We didn’t bump the storage size yet based on AWS docs that said baseline IO performance won’t improve above the ‘burst’ performance until you hit 1TiB, and we’re only at 200GiB. It’s possible those docs are out of date though, as our IOPS seem to regularly go far above what they claim is the max for burst performance.

Again thanks for the fast help and responses

Edit: Looks like the searches do still fail in the same way on the backend. Still a ‘cancelled statement due to user request’ and the CPU usage drops back to normal levels after a bit. The search just doesn’t look to end in the UI.

@Cronus-Z
Interesting! What is surprising is that there is nothing major changed in search in 7.1 Could you let us know from which version you upgraded?

Would it be possible for you to enable slow queries on your database, and log the exact query that is being slow? The “cancelling statement due to user request” just means that the query has taken more than SqlSettings.QueryTimeout value to execute and the application has cancelled the query.

What we’d need to do is bump up the query timeout to prevent the application cancelling it, and therefore let it appear in the slow query logs.

Once we have the exact SQL query, we can run some debugging on that to see what is in the query that is causing the CPU spikes.

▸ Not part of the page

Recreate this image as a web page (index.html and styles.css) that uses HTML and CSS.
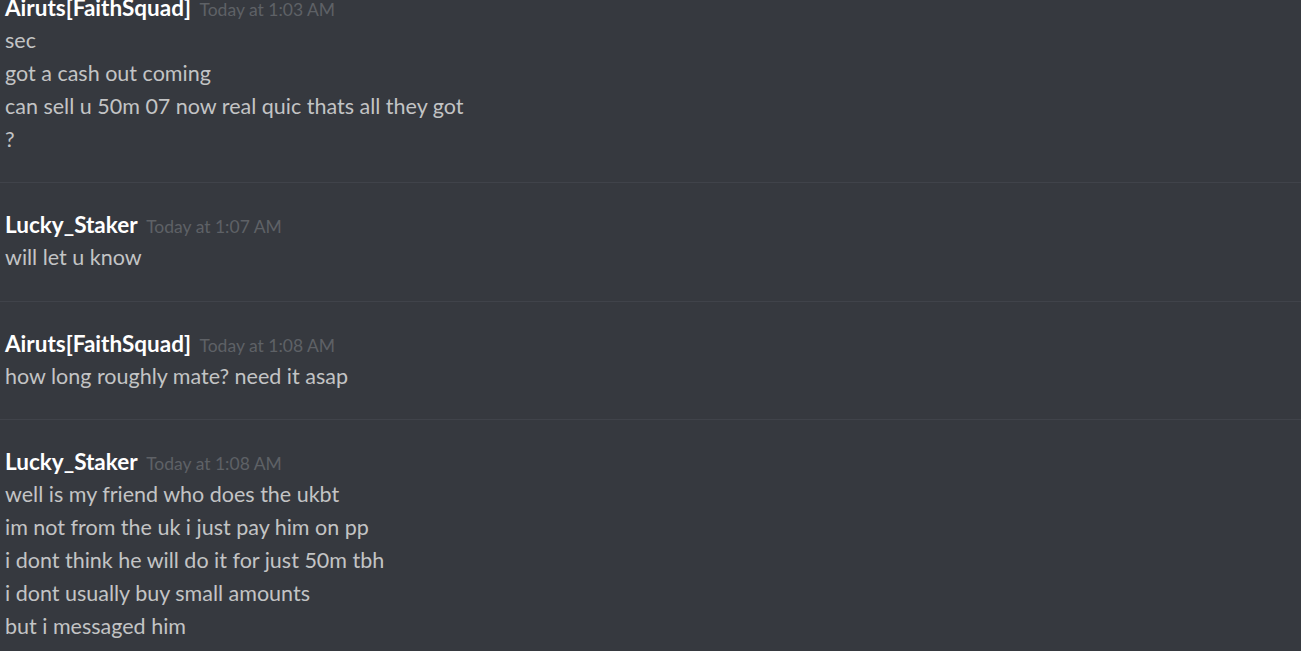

Alright, got slow query logging turned on, and may have something. I ran a search late at night to help narrow down any slow search queries. Theres a handful taking anywhere from 1-6 seconds, and then there’s this monster:

[749]:LOG: duration: 59947.630 ms execute : SELECT p., (SELECT COUNT() FROM Posts WHERE Posts.RootId = (CASE WHEN p.RootId = ‘’ THEN p.Id ELSE p.RootId END) AND Posts.DeleteAt = 0) AS ReplyCount FROM Posts p WHERE (CreateAt < (SELECT CreateAt FROM Posts WHERE Id = $1) AND p.ChannelId = $2 AND p.DeleteAt = $3) ORDER BY p.ChannelId, p.DeleteAt, p.CreateAt DESC LIMIT 30 OFFSET 0

Theres also another instance of that same query taking 9 seconds. One notable thing is a tried changing the query timeout in Mattermost to 60 seconds and it didn’t really help, but this being right at that 60 seems interesting given that.

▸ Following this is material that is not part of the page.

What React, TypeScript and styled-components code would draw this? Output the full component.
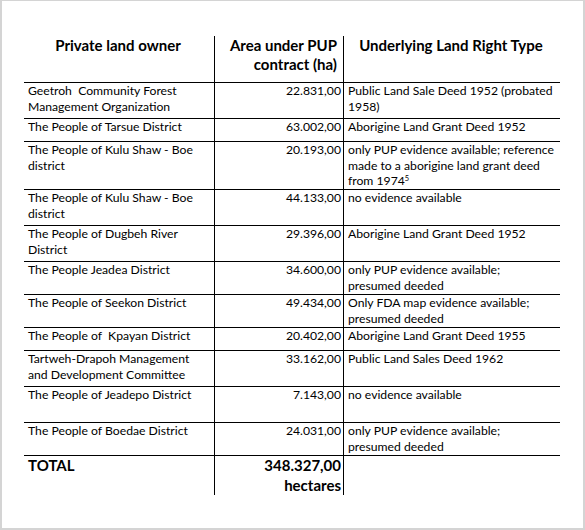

Also we’ve found one way to make some searches work: restricting it to a specific channel. If you make a search using the ‘in:’ flag, the search is near instant and doesn’t cause any performance hit. As soon as the search has to go across multiple channels it becomes extremely slow and the timeouts start.

In terms of version number, I tried tracking down the exact version number because we are running it through a gitlab instance, and I wasn’t having the best luck in tracking down what Gitlab version has what Mattermost version. But based on the UI changes that also happened during the upgrade, I believe it was a 6.x version.

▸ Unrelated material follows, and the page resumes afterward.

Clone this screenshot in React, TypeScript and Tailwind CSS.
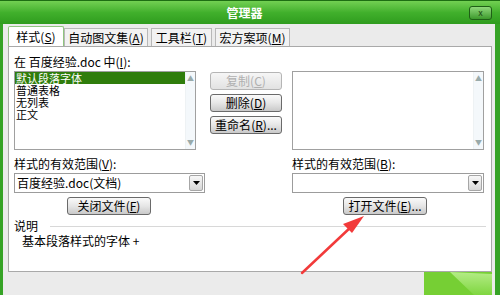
import React from 'react';

const font = { fontFamily: '"Noto Sans CJK SC", "Liberation Sans", sans-serif' };

function Key({ k }: { k: string }) {
  return (
    <>
      (<span className="underline">{k}</span>)
    </>
  );
}

function Btn({ children, disabled, w }: { children: React.ReactNode; disabled?: boolean; w: string }) {
  return (
    <div
      className={`${w} h-[18px] flex items-center justify-center rounded-[3px] border text-[12px] leading-none ${
        disabled
          ? 'border-[#b5b5b5] text-[#b0b0b0] bg-gradient-to-b from-[#f6f6f6] to-[#e2e2e2]'
          : 'border-[#6a6a6a] text-black bg-gradient-to-b from-[#fafafa] via-[#e6e6e6] to-[#c9c9c9]'
      }`}
    >
      {children}
    </div>
  );
}

function ScrollBar() {
  return (
    <div className="w-[10px] h-full flex flex-col justify-between items-center bg-[#f4f8fb] border-l border-[#eef2f4] text-[7px] text-[#9aa] leading-none py-[3px]">
      <span>▲</span>
      <span>▼</span>
    </div>
  );
}

function Combo({ text }: { text?: string }) {
  return (
    <div className="h-[20px] flex border border-[#9c9c9c] bg-white">
      <div className="flex-1 flex items-center pl-[2px] text-[12px] leading-none">{text}</div>
      <div className="w-[14px] m-[1px] flex items-center justify-center rounded-[2px] border border-[#a6a6a6] bg-gradient-to-b from-[#f8f8f8] to-[#d6d6d6]">
        <svg width="7" height="4" viewBox="0 0 7 4">
          <polygon points="0,0 7,0 3.5,4" fill="#000" />
        </svg>
      </div>
    </div>
  );
}

export default function App() {
  const styles = ['默认段落字体', '普通表格', '无列表', '正文'];
  return (
    <div className="w-[500px] h-[295px] overflow-hidden relative flex flex-col bg-[#36a326]" style={font}>
      {/* title bar */}
      <div className="h-[24px] flex items-center bg-gradient-to-b from-[#72d052] via-[#41b02c] to-[#2f9c1e] border-t border-[#1d6e12]">
        <div className="flex-1 text-center text-white text-[12px] font-bold pl-[20px]">管理器</div>
        <div className="w-[23px] h-[14px] mr-[8px] rounded-[3px] border border-[#1f5f16] bg-gradient-to-b from-[#8fd97a] to-[#3c9a2b] flex items-center justify-center text-[9px] text-[#1b4b12] leading-none">
          x
        </div>
      </div>

      {/* body */}
      <div className="flex-1 ml-[3px] mr-[5px] bg-[#ebebeb] flex flex-col text-black">
        {/* tabs */}
        <div className="flex items-end h-[22px] pl-[5px] text-[12px] leading-none">
          <div className="w-[56px] h-[20px] flex items-center justify-center border border-b-0 border-[#8fc57f] bg-white rounded-t-[2px]">
            样式<Key k="S" />
          </div>
          <div className="w-[84px] h-[18px] flex items-center justify-center border border-b-0 border-[#b8b8b8] bg-[#f2f2f2]">
            自动图文集<Key k="A" />
          </div>
          <div className="w-[61px] h-[18px] ml-[3px] flex items-center justify-center border border-b-0 border-[#b8b8b8] bg-[#f2f2f2]">
            工具栏<Key k="T" />
          </div>
          <div className="w-[75px] h-[18px] ml-[3px] flex items-center justify-center border border-b-0 border-[#b8b8b8] bg-[#f2f2f2]">
            宏方案项<Key k="M" />
          </div>
        </div>

        {/* panel */}
        <div className="ml-[5px] mr-[3px] h-[226px] bg-white border border-[#a9a9a9] flex flex-col px-[5px] pt-[9px] text-[12px] leading-none">
          <div className="h-[12px]">在 百度经验.doc 中<Key k="I" />:</div>

          <div className="flex mt-[3px] h-[79px]">
            <div className="w-[182px] h-full border border-[#a0a0a0] flex">
              <div className="flex-1 text-[11px] leading-[12px]">
                {styles.map((s, i) => (
                  <div key={s} className={i === 0 ? 'bg-[#2f7d0c] text-white pl-[1px] h-[12px]' : 'pl-[1px] h-[12px]'}>
                    {s}
                  </div>
                ))}
              </div>
              <ScrollBar />
            </div>
            <div className="w-[96px] flex flex-col items-center gap-[4px] pt-[1px] pl-[4px]">
              <Btn w="w-[72px]" disabled>复制<Key k="C" /></Btn>
              <Btn w="w-[72px]">删除<Key k="D" /></Btn>
              <Btn w="w-[72px]">重命名<Key k="R" />...</Btn>
            </div>
            <div className="w-[192px] h-full border border-[#a0a0a0] flex">
              <div className="flex-1" />
              <ScrollBar />
            </div>
          </div>

          <div className="flex mt-[7px]">
            <div className="w-[278px] flex flex-col">
              <div className="h-[14px] flex items-center">样式的有效范围<Key k="V" />:</div>
              <div className="w-[191px] mt-[2px]">
                <Combo text="百度经验.doc(文档)" />
              </div>
              <div className="pl-[53px] mt-[4px]">
                <Btn w="w-[84px]">关闭文件<Key k="F" /></Btn>
              </div>
            </div>
            <div className="w-[192px] flex flex-col">
              <div className="h-[14px] flex items-center">样式的有效范围<Key k="B" />:</div>
              <div className="mt-[2px]">
                <Combo />
              </div>
              <div className="pl-[51px] mt-[4px]">
                <Btn w="w-[84px]">打开文件<Key k="E" />...</Btn>
              </div>
            </div>
          </div>

          <div className="flex items-center mt-[4px] h-[14px]">
            <span>说明</span>
            <div className="flex-1 ml-[12px] h-px bg-[#d8d8d8]" />
          </div>
          <div className="pl-[8px] mt-[2px]">基本段落样式的字体 +</div>
        </div>

        {/* bottom strip */}
        <div className="flex-1 flex justify-end items-end pr-[3px]">
          <svg width="68" height="23" viewBox="0 0 68 23">
            <defs>
              <linearGradient id="g2" x1="0" y1="0" x2="0" y2="1">
                <stop offset="0" stopColor="#b4ec86" />
                <stop offset="1" stopColor="#7fd640" />
              </linearGradient>
            </defs>
            <rect x="0" y="0" width="68" height="23" fill="#76cf34" />
            <polygon points="26,0 68,2 68,23 50,23" fill="url(#g2)" />
          </svg>
        </div>
      </div>

      {/* red arrow */}
      <svg className="absolute left-0 top-0 pointer-events-none" width="500" height="295">
        <line x1="302" y1="273" x2="352" y2="226" stroke="#f23a3a" strokeWidth="2.5" strokeLinecap="round" />
        <polygon points="364,216 343,224 352,233" fill="#f23a3a" />
      </svg>
    </div>
  );
}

Great! Yes this is the query to get the posts of a channel. I think this is perhaps a general DB performance degradation we are observing here.

Would you be able to run a VACUUM VERBOSE ANALYZE posts; and let us know if that improves things?

If that doesn’t improve, then would you be able to run a EXPLAIN ANALYZE <query> output of that query. I believe the slow query logs dump the query parameters as well.

Also, if you haven’t seen our Postgres tuning recommendations, this might be worth taking a look: High Availability cluster — Mattermost documentation

Hi @Cronus-Z ,

can you try to install pg_activity and watch its output while your database is under high load? It should show you long running queries and those with high CPU usage and that might help us find out what actions or queries are problematic on your end.